* [DIRECTIONS FOR THIS TASK]:
Retype the whole listing, please, keeping every line exact and dropping the pictures.

* [DATA SEGMENT]:
--*--
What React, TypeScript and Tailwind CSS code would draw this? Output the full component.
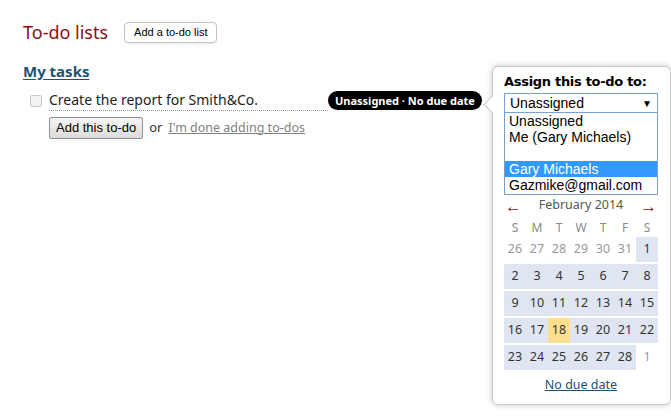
import React from 'react'

const weeks: { d: number; other?: boolean; today?: boolean }[][] = [
  [{ d: 26, other: true }, { d: 27, other: true }, { d: 28, other: true }, { d: 29, other: true }, { d: 30, other: true }, { d: 31, other: true }, { d: 1 }],
  [{ d: 2 }, { d: 3 }, { d: 4 }, { d: 5 }, { d: 6 }, { d: 7 }, { d: 8 }],
  [{ d: 9 }, { d: 10 }, { d: 11 }, { d: 12 }, { d: 13 }, { d: 14 }, { d: 15 }],
  [{ d: 16 }, { d: 17 }, { d: 18, today: true }, { d: 19 }, { d: 20 }, { d: 21 }, { d: 22 }],
  [{ d: 23 }, { d: 24 }, { d: 25 }, { d: 26 }, { d: 27 }, { d: 28 }, { d: 1, other: true }],
]

const people = ['Unassigned', 'Me (Gary Michaels)', '', 'Gary Michaels', 'Gazmike@gmail.com']

export default function App() {
  return (
    <div className="relative w-[671px] h-[416px] bg-white overflow-hidden font-['Noto_Sans',sans-serif] text-[#333]">
      <div className="pl-[23px] pt-[20px]">
        <div className="flex items-center gap-[16px]">
          <h1 className="text-[18px] leading-6 text-[#8a0f0f]">To-do lists</h1>
          <button className="h-[21px] px-[9px] rounded-[4px] border border-[#c4c4c4] bg-white text-[11px] text-black font-['Liberation_Sans',sans-serif] shadow-[0_1px_1px_rgba(0,0,0,0.08)]">
            Add a to-do list
          </button>
        </div>

        <h2 className="mt-[17px] text-[15px] leading-5 font-bold text-[#1d5272] underline underline-offset-2">My tasks</h2>

        <div className="mt-[10px] flex items-start">
          <span className="mt-[4px] ml-[7px] w-[12px] h-[12px] rounded-[2px] border border-[#c8c8c8] bg-[#f2f2f2]" />
          <div className="ml-[7px]">
            <div className="flex items-center">
              <div className="w-[279px] border-b border-dotted border-[#9a9a9a] pb-[1px] text-[14px] leading-[18px] text-[#222]">
                Create the report for Smith&amp;Co.
              </div>
              <span className="-mt-[2px] h-[19px] px-[7px] rounded-full bg-black text-white text-[11px] font-bold leading-[19px] whitespace-nowrap">
                Unassigned · No due date
              </span>
            </div>
            <div className="mt-[6px] flex items-center gap-[6px] text-[13px]">
              <button className="h-[22px] px-[6px] border border-[#8f8f8f] rounded-[2px] bg-gradient-to-b from-[#f6f6f6] to-[#dcdcdc] text-[13px] text-black font-['Liberation_Sans',sans-serif]">
                Add this to-do
              </button>
              <span className="text-[#333]">or</span>
              <a className="text-[12.5px] text-[#808080] underline">I'm done adding to-dos</a>
            </div>
          </div>
        </div>
      </div>

      <div className="absolute left-[492px] top-[66px] w-[179px] h-[339px] bg-white border border-[#c9c9c9] rounded-[6px] shadow-[0_0_6px_rgba(0,0,0,0.22)]">
        <span className="absolute -left-[7px] top-[31px] w-[13px] h-[13px] rotate-45 bg-white border-l border-b border-[#c9c9c9]" />
        <div className="relative px-[11px] pt-[6px]">
          <div className="text-[13px] font-bold text-black font-['DejaVu_Sans',sans-serif] tracking-[-0.3px] leading-[18px]">Assign this to-do to:</div>
          <div className="mt-[2px] w-[154px] font-['Liberation_Sans',sans-serif] text-[14px]">
            <div className="h-[20px] flex items-center justify-between pl-[5px] pr-[5px] border border-[#7aa0d6] text-black">
              <span>Unassigned</span>
              <span className="text-[10px]">▼</span>
            </div>
            <ul className="border border-t-0 border-[#7f9db9] text-black leading-[16px]">
              {people.map((p, i) => (
                <li key={i} className={`h-[16px] pl-[4px] ${i === 3 ? 'bg-[#3399ff] text-white' : ''} ${i === 4 ? 'h-[17px]' : ''}`}>{p}</li>
              ))}
            </ul>
          </div>

          <div className="w-[154px] flex items-center justify-between px-[1px] h-[20px]">
            <span className="text-[#7a1f1f] text-[17px] leading-none">←</span>
            <span className="text-[12.5px] text-[#555]">February 2014</span>
            <span className="text-[#7a1f1f] text-[17px] leading-none">→</span>
          </div>

          <div className="w-[154px] mt-[3px]">
            <div className="grid grid-cols-7 h-[19px] items-center text-center text-[12px] text-[#8a8a8a]">
              {['S', 'M', 'T', 'W', 'T', 'F', 'S'].map((d, i) => <span key={i}>{d}</span>)}
            </div>
            <div className="flex flex-col gap-[2px]">
              {weeks.map((w, i) => (
                <div key={i} className="grid grid-cols-7 h-[25px] text-[12.5px]">
                  {w.map((c, j) => (
                    <span
                      key={j}
                      className={`flex items-center justify-center ${c.other ? 'text-[#999]' : 'text-[#333]'} ${c.today ? 'bg-[#ffdf8e]' : c.other ? '' : 'bg-[#dfe6f2]'}`}
                    >
                      {c.d}
                    </span>
                  ))}
                </div>
              ))}
            </div>
          </div>

          <div className="w-[154px] mt-[4px] text-center leading-[18px]">
            <a className="text-[12.5px] text-[#1d5272] underline">No due date</a>
          </div>
        </div>
      </div>
    </div>
  )
}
--*--
* [FULL ANSWER]:
What React, TypeScript and Tailwind CSS code would draw this? Output the full component.
import React from 'react'

const weeks: { d: number; other?: boolean; today?: boolean }[][] = [
  [{ d: 26, other: true }, { d: 27, other: true }, { d: 28, other: true }, { d: 29, other: true }, { d: 30, other: true }, { d: 31, other: true }, { d: 1 }],
  [{ d: 2 }, { d: 3 }, { d: 4 }, { d: 5 }, { d: 6 }, { d: 7 }, { d: 8 }],
  [{ d: 9 }, { d: 10 }, { d: 11 }, { d: 12 }, { d: 13 }, { d: 14 }, { d: 15 }],
  [{ d: 16 }, { d: 17 }, { d: 18, today: true }, { d: 19 }, { d: 20 }, { d: 21 }, { d: 22 }],
  [{ d: 23 }, { d: 24 }, { d: 25 }, { d: 26 }, { d: 27 }, { d: 28 }, { d: 1, other: true }],
]

const people = ['Unassigned', 'Me (Gary Michaels)', '', 'Gary Michaels', 'Gazmike@gmail.com']

export default function App() {
  return (
    <div className="relative w-[671px] h-[416px] bg-white overflow-hidden font-['Noto_Sans',sans-serif] text-[#333]">
      <div className="pl-[23px] pt-[20px]">
        <div className="flex items-center gap-[16px]">
          <h1 className="text-[18px] leading-6 text-[#8a0f0f]">To-do lists</h1>
          <button className="h-[21px] px-[9px] rounded-[4px] border border-[#c4c4c4] bg-white text-[11px] text-black font-['Liberation_Sans',sans-serif] shadow-[0_1px_1px_rgba(0,0,0,0.08)]">
            Add a to-do list
          </button>
        </div>

        <h2 className="mt-[17px] text-[15px] leading-5 font-bold text-[#1d5272] underline underline-offset-2">My tasks</h2>

        <div className="mt-[10px] flex items-start">
          <span className="mt-[4px] ml-[7px] w-[12px] h-[12px] rounded-[2px] border border-[#c8c8c8] bg-[#f2f2f2]" />
          <div className="ml-[7px]">
            <div className="flex items-center">
              <div className="w-[279px] border-b border-dotted border-[#9a9a9a] pb-[1px] text-[14px] leading-[18px] text-[#222]">
                Create the report for Smith&amp;Co.
              </div>
              <span className="-mt-[2px] h-[19px] px-[7px] rounded-full bg-black text-white text-[11px] font-bold leading-[19px] whitespace-nowrap">
                Unassigned · No due date
              </span>
            </div>
            <div className="mt-[6px] flex items-center gap-[6px] text-[13px]">
              <button className="h-[22px] px-[6px] border border-[#8f8f8f] rounded-[2px] bg-gradient-to-b from-[#f6f6f6] to-[#dcdcdc] text-[13px] text-black font-['Liberation_Sans',sans-serif]">
                Add this to-do
              </button>
              <span className="text-[#333]">or</span>
              <a className="text-[12.5px] text-[#808080] underline">I'm done adding to-dos</a>
            </div>
          </div>
        </div>
      </div>

      <div className="absolute left-[492px] top-[66px] w-[179px] h-[339px] bg-white border border-[#c9c9c9] rounded-[6px] shadow-[0_0_6px_rgba(0,0,0,0.22)]">
        <span className="absolute -left-[7px] top-[31px] w-[13px] h-[13px] rotate-45 bg-white border-l border-b border-[#c9c9c9]" />
        <div className="relative px-[11px] pt-[6px]">
          <div className="text-[13px] font-bold text-black font-['DejaVu_Sans',sans-serif] tracking-[-0.3px] leading-[18px]">Assign this to-do to:</div>
          <div className="mt-[2px] w-[154px] font-['Liberation_Sans',sans-serif] text-[14px]">
            <div className="h-[20px] flex items-center justify-between pl-[5px] pr-[5px] border border-[#7aa0d6] text-black">
              <span>Unassigned</span>
              <span className="text-[10px]">▼</span>
            </div>
            <ul className="border border-t-0 border-[#7f9db9] text-black leading-[16px]">
              {people.map((p, i) => (
                <li key={i} className={`h-[16px] pl-[4px] ${i === 3 ? 'bg-[#3399ff] text-white' : ''} ${i === 4 ? 'h-[17px]' : ''}`}>{p}</li>
              ))}
            </ul>
          </div>

          <div className="w-[154px] flex items-center justify-between px-[1px] h-[20px]">
            <span className="text-[#7a1f1f] text-[17px] leading-none">←</span>
            <span className="text-[12.5px] text-[#555]">February 2014</span>
            <span className="text-[#7a1f1f] text-[17px] leading-none">→</span>
          </div>

          <div className="w-[154px] mt-[3px]">
            <div className="grid grid-cols-7 h-[19px] items-center text-center text-[12px] text-[#8a8a8a]">
              {['S', 'M', 'T', 'W', 'T', 'F', 'S'].map((d, i) => <span key={i}>{d}</span>)}
            </div>
            <div className="flex flex-col gap-[2px]">
              {weeks.map((w, i) => (
                <div key={i} className="grid grid-cols-7 h-[25px] text-[12.5px]">
                  {w.map((c, j) => (
                    <span
                      key={j}
                      className={`flex items-center justify-center ${c.other ? 'text-[#999]' : 'text-[#333]'} ${c.today ? 'bg-[#ffdf8e]' : c.other ? '' : 'bg-[#dfe6f2]'}`}
                    >
                      {c.d}
                    </span>
                  ))}
                </div>
              ))}
            </div>
          </div>

          <div className="w-[154px] mt-[4px] text-center leading-[18px]">
            <a className="text-[12.5px] text-[#1d5272] underline">No due date</a>
          </div>
        </div>
      </div>
    </div>
  )
}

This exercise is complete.